Le quattro riforme di cui parlava Giovanni Paolo II andrebbero anche
finalizzate a migliorare le relazioni internazionali sul tema della
lotta alla corruzione. La Chiesa ha sempre riposto grande fiducia
negli Organismi internazionali; Paolo VI scrisse: «Questa
collaborazione internazionale a vocazione mondiale richiede delle
istituzioni che la preparino, la coordinino e la reggano, fino a
costituire un ordine giuridico universalmente riconosciuto. Di tutto
cuore Noi incoraggiamo le organizzazioni che hanno preso in mano
questa collaborazione» (Populorum progressio, n. 78).
Come allora anche oggi la Chiesa incoraggia queste organizzazioni nel
loro lavoro di coordinamento, assieme ai governi, alla società
civile internazionale e ai soggetti economici transnazionali e
nazionali, per azioni sempre più efficaci contro la corruzione.
1
La messa a punto del Corruption Perceptions Index da parte di
Trasparency International risale solo al 2001. La Convenzione
anticorruzione dell’ONU è del 29 settembre 2003. Nello stesso
anno viene firmata la dichiarazione contro la corruzione dai Paesi
del G8 riuniti ad Evian (Francia). Certamente ci sono state anche
iniziative precedenti. Per esempio, contro il riciclaggio del denaro
sporco – fenomeno almeno collegato con la corruzione – i Paesi
del G7 hanno costituito nel 1989 la Financial Action Task Force
on Money Laundering (FATF), con la collaborazione del Fondo
Monetario Internazionale. La Banca Mondiale porta vanti progetti di
assistenza contro la corruzione fin dal 1996 e conduce operazioni
sia investigative sia operative. Come si vede, però, anche in
questi casi, non si va molto indietro nel tempo. Per farlo occorre
risalire al U.S. Foreign Corrupt Practices Act, la legge
statunitense del 1977 contro la corruzione di ufficiali stranieri da
parte delle multinazionali americane. Ma si era solo agli inizi.

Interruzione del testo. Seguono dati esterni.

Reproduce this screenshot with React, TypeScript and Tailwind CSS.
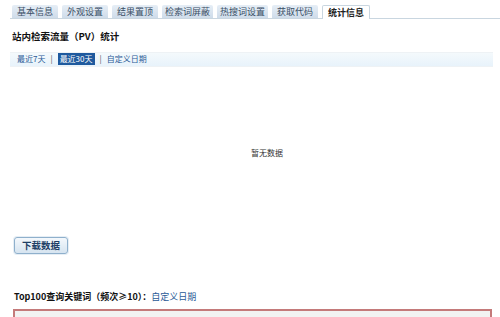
const tabs = ["基本信息", "外观设置", "结果置顶", "检索词屏蔽", "热搜词设置", "获取代码"];

const font = { fontFamily: '"Noto Sans CJK SC", "Liberation Sans", sans-serif' };

export default function App() {
  return (
    <div className="w-[500px] h-[317px] overflow-hidden bg-white text-[11px] text-[#333]" style={font}>
      {/* 顶部标签 */}
      <div className="flex items-end gap-[4px] pl-[2px] pt-[5px] border-b border-[#c9d6e0] ml-[10px]">
        {tabs.map((t) => (
          <div
            key={t}
            className={
              t.length > 4
                ? "h-[13px] px-[3px] flex items-center rounded-t-[2px] bg-gradient-to-b from-[#e6eef6] to-[#cfdcea] text-[#3a4f66] text-[9px] leading-none"
                : "h-[13px] px-[5px] flex items-center rounded-t-[2px] bg-gradient-to-b from-[#e6eef6] to-[#cfdcea] text-[#3a4f66] text-[9px] leading-none"
            }
          >
            {t}
          </div>
        ))}
        <div className="h-[14px] px-[5px] flex items-center rounded-t-[2px] bg-white border border-b-0 border-[#c9d6e0] text-[#222] text-[9px] font-bold leading-none -mb-px">
          统计信息
        </div>
      </div>

      <div className="px-[12px]">
        <div className="mt-[13px] text-[9.5px] font-bold text-[#111] leading-none">站内检索流量（PV）统计</div>

        <div className="mt-[10px] h-[15px] w-[483px] -ml-[2px] bg-gradient-to-b from-[#f4f9fc] to-[#e8f3fb] border-y border-[#eef2f5] flex items-center pl-[7px] text-[8px] text-[#2a5a96]">
          <span>最近7天</span>
          <span className="mx-[5px] text-[#555]">|</span>
          <span className="bg-[#1f5a9e] text-white px-[2px] leading-[12px]">最近30天</span>
          <span className="mx-[5px] text-[#555]">|</span>
          <span>自定义日期</span>
        </div>

        <div className="h-[169px] flex items-center justify-center pl-[34px] pt-[4px] text-[8px] text-[#333]">暂无数据</div>

        <button className="ml-[2px] h-[17px] px-[7px] rounded-[3px] border border-[#8fb0cc] bg-gradient-to-b from-[#f4f8fc] to-[#d6e4f0] text-[9.5px] font-bold text-[#1f3f66] leading-none shadow-[0_0_0_1px_#e6eef5]">
          下载数据
        </button>

        <div className="mt-[38px] ml-[2px] text-[9px] font-bold text-[#111] leading-none">
          Top100查询关键词（频次≥10）：<span className="font-normal text-[#2a5a96]">自定义日期</span>
        </div>

        <div className="mt-[8px] h-[20px] w-[479px] ml-[1px] border-2 border-[#c47a7a] bg-[#f2f2f2]"></div>
      </div>
    </div>
  );
}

Altre importanti convenzioni e programmi di azione di Organismi
internazionali si collocano dopo il 1996. Ricordiamo qui le
principali: 1996: Convenzione dell’Organizzazione degli Stati
Americani; Dichiarazione contro la Corruzione della Assemblea delle
Nazioni Unite – 1997: Convenzione per la Lotta contro la
Corruzione delle Comunità Europee, sottoscritta dal Consiglio
d’Europa ed entrata in vigore nel 2002; Convenzione contro il
pagamento di tangenti dell’OCSE – 1999: Convenzione di legge
penale sulla corruzione del Consiglio d’Europa e istituzione del
Group of States against Corruption; Convenzione di legge
civile sulla corruzione del Consiglio d’Europa – 2003:
Convenzione anti-corruzione dell’Unione Africana.
2
La corruzione aumenta il rischio per gli investitori e disincentiva
gli investimenti diretti esteri, produce un aumento del costo del
credito, frena l’apertura al commercio internazionale (Cf
Arnone-Iliopulos, La corruzione costa cit., pp. 63-86).
3
Dato che l’Indice di sviluppo umano riguarda soprattutto l’accesso
all’istruzione, l’uguaglianza di genere e la speranza di vita, è
chiaro che si possono stabilire nessi circolari causali tra ognuno
di questi ambiti e la corruzione. In altre parole, la corruzione è
un fenomeno che frena non solo la crescita economia, ma anche lo
sviluppo umano.
4
Del rapporto tra legalità e corruzione si è occupata nel 1991 la
Commissione ecclesiale Giustizia e Pace della Conferenza episcopale
italiana con il Documento «Educare alla legalità».